Nas escolas privadas - grande parte delas com porcentual ínfimo de negros - têm surgido os coletivos antirracistas, com a proposta de quebrar o racismo estrutural que vem da infância. Como você vê isso?

Como você aprende a humanizar, a respeitar a diferença, se o outro não está lá? O primeiro passo de um coletivo antirracista deveria ser pressionar para que haja professores negros. Porque hoje é como se não houvesse um corpo docente qualificado para estar nesses espaços e ganhar os salários que essas escolas de elite pagam. O debate não pode ser abstrato. Uma criança de 3 anos de idade com esse professor vai resolver o racismo estrutural rapidinho. A postura muda na convivência, não na discussão sobre algo.

Até porque uma criança aprende muito pelo que vê, pelo exemplo…
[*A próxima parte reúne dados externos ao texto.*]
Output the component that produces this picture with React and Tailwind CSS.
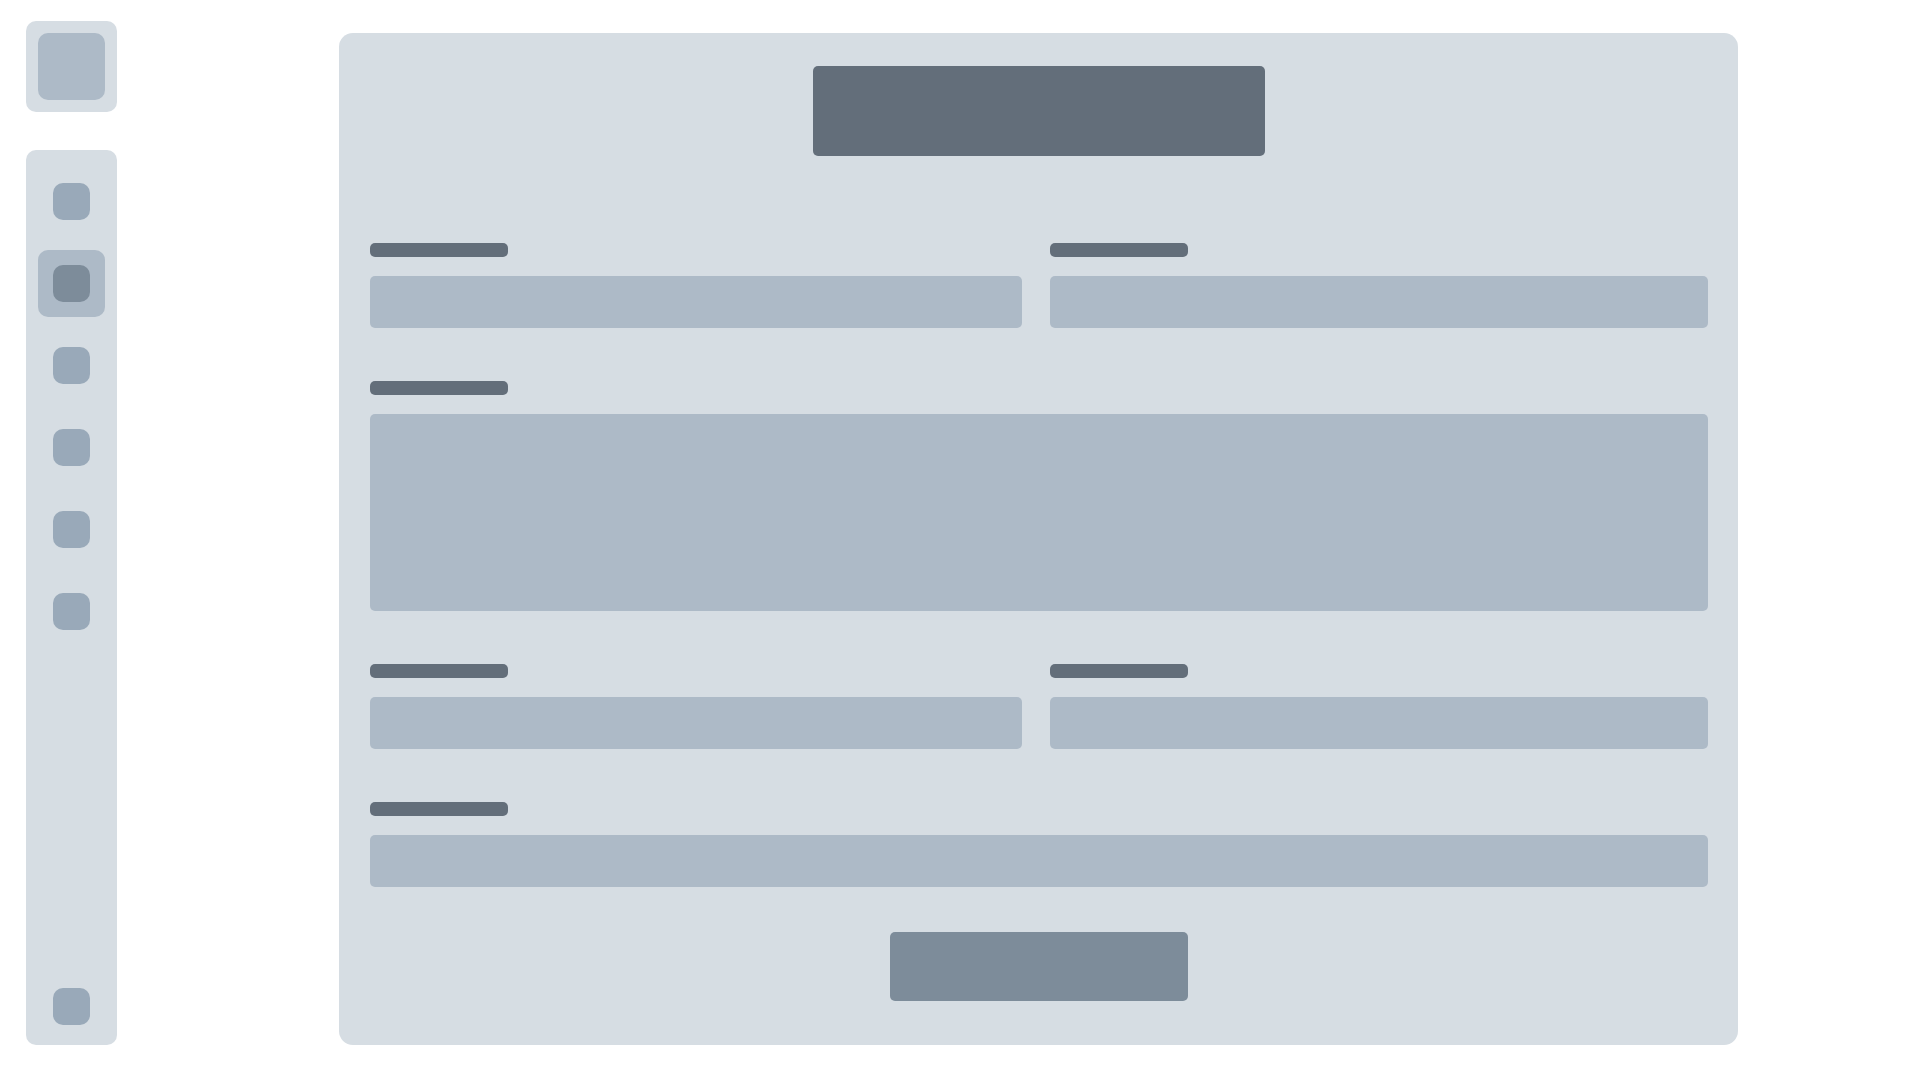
const navItems = [
  { id: "home", label: "Home" },
  { id: "form", label: "Form", active: true },
  { id: "messages", label: "Messages" },
  { id: "calendar", label: "Calendar" },
  { id: "files", label: "Files" },
  { id: "reports", label: "Reports" },
];

function NavButton({ label, active = false }) {
  return (
    <button
      type="button"
      aria-label={label}
      aria-current={active ? "page" : undefined}
      className={
        active
          ? "grid size-[67px] place-items-center rounded-[10px] bg-[#adbac7]"
          : "grid size-[67px] place-items-center rounded-[10px]"
      }
    >
      <span
        className={
          active
            ? "size-[37px] rounded-[10px] bg-[#7d8c9a]"
            : "size-[37px] rounded-[10px] bg-[#99a9b9]"
        }
      />
    </button>
  );
}

function Field({ id, label, multiline = false, wide = false }) {
  return (
    <div className={wide ? "flex flex-col gap-[19px] lg:col-span-2" : "flex flex-col gap-[19px]"}>
      <label htmlFor={id} className="block h-3.5 w-[138px] rounded-[5px] bg-[#636e7a]" />
      {multiline ? (
        <textarea
          id={id}
          aria-label={label}
          className="block h-[197px] w-full resize-none rounded-[5px] bg-[#adbac7] p-3 outline-none"
        />
      ) : (
        <input
          id={id}
          type="text"
          aria-label={label}
          className="block h-[52px] w-full rounded-[5px] bg-[#adbac7] px-3 outline-none"
        />
      )}
    </div>
  );
}

export default function App() {
  return (
    <div className="flex min-h-screen bg-white px-[26px] pt-[21px] pb-[35px] font-['Inter',sans-serif]">
      <aside className="flex shrink-0 flex-col gap-[38px]">
        <a href="#home" aria-label="Logo" className="block rounded-[10px] bg-[#d6dde3] p-3">
          <span className="block size-[67px] rounded-[10px] bg-[#adbac7]" />
        </a>
        <nav className="flex grow flex-col gap-[15px] rounded-[10px] bg-[#d6dde3] px-3 pt-[18px] pb-[5px]">
          {navItems.map((item) => (
            <NavButton key={item.id} label={item.label} active={item.active} />
          ))}
          <div className="mt-auto">
            <NavButton label="Settings" />
          </div>
        </nav>
      </aside>

      <main className="mt-3 ml-6 min-w-0 grow rounded-[14px] bg-[#d6dde3] pt-[33px] pr-[30px] pb-11 pl-[31px] xl:mr-[156px] xl:ml-[222px]">
        <form className="flex flex-col items-center">
          <h1
            aria-label="Form title"
            className="h-[90px] w-full max-w-[452px] rounded-[5px] bg-[#636e7a]"
          />
          <div className="mt-[87px] grid w-full grid-cols-1 gap-x-7 gap-y-[53px] lg:grid-cols-[652fr_658fr]">
            <Field id="first-name" label="First name" />
            <Field id="last-name" label="Last name" />
            <Field id="description" label="Description" multiline wide />
            <Field id="email" label="Email" />
            <Field id="phone" label="Phone" />
            <Field id="address" label="Address" wide />
          </div>
          <button
            type="submit"
            aria-label="Submit"
            className="mt-[45px] h-[69px] w-full max-w-[298px] rounded-[5px] bg-[#7d8c9a]"
          />
        </form>
      </main>
    </div>
  );
}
Sim, e ela vê negros na escola, mas no lugar de quem limpa. Na casa dessas crianças, a mulher negra também está lá, no papel da empregada e da babá, no mesmo lugar de subserviência. A criança já sabe: "É ela quem vai pentear meu cabelo, me dar banho, fazer minha comida". Os dados mostram que 72% dos empregos domésticos são exercidos por mulheres negras. No limite, chegamos a um ponto onde você passa na rua e vê uma menina negra pedindo dinheiro no semáforo, e é só mais uma. Se é uma garota branca, todo mundo se comove, porque ali não é lugar de uma criança branca.

E para alunos maiores?

O que não falta é material. Quando meus filhos eram pequenos, não havia livros com personagens negros. Hoje, tem muito material, inclusive de autores negros. Há produção negra relevante que precisa ser incorporada na bibliografia e de forma transversal. No geral, o que a gente vê é o tema restrito às aulas de História. Não pode. A reflexão sobre o racismo e a valorização da cultura negra precisa estar incorporada em Matemática, Geografia, Ciências, Língua Portuguesa. Para mudar o cenário, é preciso mudar a estrutura da escola completamente. É possível. Mas precisamos começar por construir um espaço de reconhecimento. Como já dizia Paulo Freire, o aprendizado se dá a partir do contexto.